Los compañeros, exultantes de gozo, le decían a Tomás: “Hemos visto al Señor”. Pero a Tomás hasta le molestaba comprobar lo pronto que éstos se habían subido al carro de la ilusión. Él ni siquiera se fiaba de la vista, que a veces nos hace ver espejismos, o que, en momentos de delirios, nos hace ver fantasmas. “Si no veo en sus manos la señal de los clavos, y no meto mi dedo en el agujero de los clavos y no meto mi mano en la llaga de su costado, no creeré

“Ocho días después, estaban los discípulos dentro, y Tomás con ellos. Se presentó Jesús en medio, y dijo: – Paz a vosotros. Luego dice a Tomás: -Trae aquí tu dedo y mira mis manos; trae tu mano y métela en mi costado, y no seas incrédulo, sino creyente”.

Siempre en el día octavo, el día de la resurrección, el domingo, que es desde el tiempo apostólico el día del encuentro de la comunidad cristiana. La fe sólo se vive y crece en comunidad.

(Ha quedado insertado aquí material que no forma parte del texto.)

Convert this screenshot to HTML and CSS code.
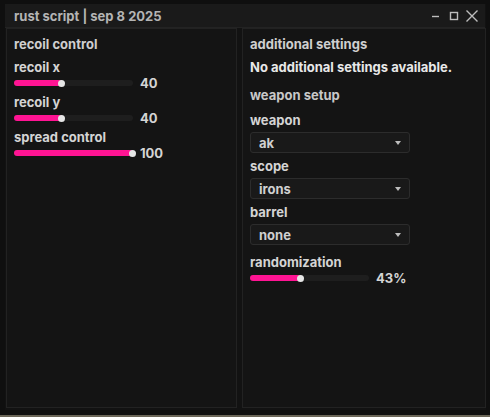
FILE: index.html
```html
<!DOCTYPE html>
<html>
<head>
<meta charset="utf-8">
<link rel="stylesheet" href="styles.css">
</head>
<body>
<div class="window">
  <div class="titlebar">
    <span class="title">rust script | sep 8 2025</span>
    <div class="controls">
      <svg class="ctl" width="12" height="12" viewBox="0 0 12 12"><line x1="1" y1="6.5" x2="8" y2="6.5" stroke="#bdbdbd" stroke-width="1.4"/></svg>
      <svg class="ctl" width="12" height="12" viewBox="0 0 12 12"><rect x="2.5" y="2.5" width="7" height="7" fill="none" stroke="#bdbdbd" stroke-width="1.4"/></svg>
      <svg class="ctl" width="14" height="14" viewBox="0 0 14 14"><path d="M1.5 1.5 L12.5 12.5 M12.5 1.5 L1.5 12.5" stroke="#bdbdbd" stroke-width="1.4"/></svg>
    </div>
  </div>
  <div class="content">
    <div class="panel left">
      <div class="heading">recoil control</div>
      <div class="label">recoil x</div>
      <div class="slider-row">
        <div class="track"><div class="fill" style="width:40%"></div></div>
        <span class="value">40</span>
      </div>
      <div class="label">recoil y</div>
      <div class="slider-row">
        <div class="track"><div class="fill" style="width:40%"></div></div>
        <span class="value">40</span>
      </div>
      <div class="label">spread control</div>
      <div class="slider-row">
        <div class="track"><div class="fill" style="width:100%"></div></div>
        <span class="value">100</span>
      </div>
    </div>
    <div class="panel right">
      <div class="heading">additional settings</div>
      <div class="note">No additional settings available.</div>
      <div class="heading sub">weapon setup</div>
      <div class="label">weapon</div>
      <div class="combo"><span>ak</span><span class="arrow"></span></div>
      <div class="label">scope</div>
      <div class="combo"><span>irons</span><span class="arrow"></span></div>
      <div class="label">barrel</div>
      <div class="combo"><span>none</span><span class="arrow"></span></div>
      <div class="label rnd">randomization</div>
      <div class="slider-row">
        <div class="track"><div class="fill" style="width:43%"></div></div>
        <span class="value">43%</span>
      </div>
    </div>
  </div>
</div>
<div class="desk"></div>
</body>
</html>
```
FILE: styles.css
```css
html, body {
  margin: 0;
  padding: 0;
  background: #0f0f0f;
  width: 490px;
  height: 417px;
  overflow: hidden;
  font-family: Inter, "Liberation Sans", sans-serif;
}
.window {
  position: relative;
  margin: 4px 4px 0 5px;
  height: 406px;
  background: #121212;
  display: flex;
  flex-direction: column;
}
.titlebar {
  height: 23px;
  background: #1a1a1a;
  border-bottom: 1px solid #232323;
  display: flex;
  align-items: center;
  justify-content: space-between;
  padding: 0 6px 0 9px;
  margin-right: 1px;
}
.title {
  color: #b4b4b4;
  font-size: 13px;
  font-weight: 700;
}
.controls {
  display: flex;
  align-items: center;
  gap: 5px;
}
.ctl { display: block; }
.content {
  flex: 1;
  display: flex;
  gap: 5px;
  padding: 0 0 2px 1px;
}
.panel {
  background: #141414;
  border: 1px solid #222;
  padding: 8px 7px;
}
.left { width: 215px; }
.right { flex: 1; }
.heading {
  color: #cfcfcf;
  font-size: 13px;
  font-weight: 700;
  line-height: 15px;
  margin-bottom: 8px;
}
.label {
  color: #d4d4d4;
  font-size: 13px;
  font-weight: 700;
  line-height: 15px;
}
.slider-row {
  display: flex;
  align-items: center;
  height: 16px;
  margin-bottom: 4px;
}
.track {
  width: 119px;
  height: 6px;
  background: #1e1e1e;
  border-radius: 3px;
  position: relative;
}
.fill {
  height: 6px;
  background: #ff1493;
  border-radius: 3px;
  position: relative;
}
.fill::after {
  content: "";
  position: absolute;
  right: -3px;
  top: -0.5px;
  width: 7px;
  height: 7px;
  border-radius: 50%;
  background: #e6e6e6;
}
.value {
  color: #d4d4d4;
  font-size: 13px;
  font-weight: 700;
  margin-left: 7px;
}
.note {
  color: #e8e8e8;
  font-size: 13px;
  font-weight: 700;
  line-height: 15px;
  margin-bottom: 13px;
}
.heading.sub { margin-bottom: 10px; color: #c8c8c8; }
.combo {
  box-sizing: border-box;
  width: 160px;
  height: 21px;
  border: 1px solid #2c2c2c;
  border-radius: 3px;
  background: #191919;
  display: flex;
  align-items: center;
  justify-content: space-between;
  padding: 0 8px 0 8px;
  color: #d0d0d0;
  font-size: 13px;
  font-weight: 700;
  margin: 4px 0 6px;
}
.arrow {
  width: 0;
  height: 0;
  border-left: 3px solid transparent;
  border-right: 3px solid transparent;
  border-top: 4px solid #bdbdbd;
}
.label.rnd { margin-top: 10px; }
.desk {
  position: absolute;
  left: 0;
  top: 415px;
  width: 490px;
  height: 2px;
  background: #6b6658;
}
```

Cuando nos desenganchamos, nos pasa lo que al bueno de Tomás, no vemos al Señor y quedamos presos de nuestros prejuicios.

Tomás acabará regalándonos un acto precioso de fe: “¡Señor mío y Dios mío!”: Es una bellísima oración para todos aquellos que caminan con sus dudas a cuestas o para los momentos oscuros en que parece que Dios no significa nada en nuestra vida tan materialista.

“Porque has visto has creído. Dichos los que no han visto y han creído”. Es la última bienaventuranza del evangelio. Ahora tendremos que descubrir a Jesús con otros ojos, los de la fe. Y cuando no veamos será bueno preguntarnos no sólo donde esta Dios, sino dónde estamos nosotros. Que en este domingo de la Divina Misericordia, el Resucitado regale a todos los que dudan el don de la fe.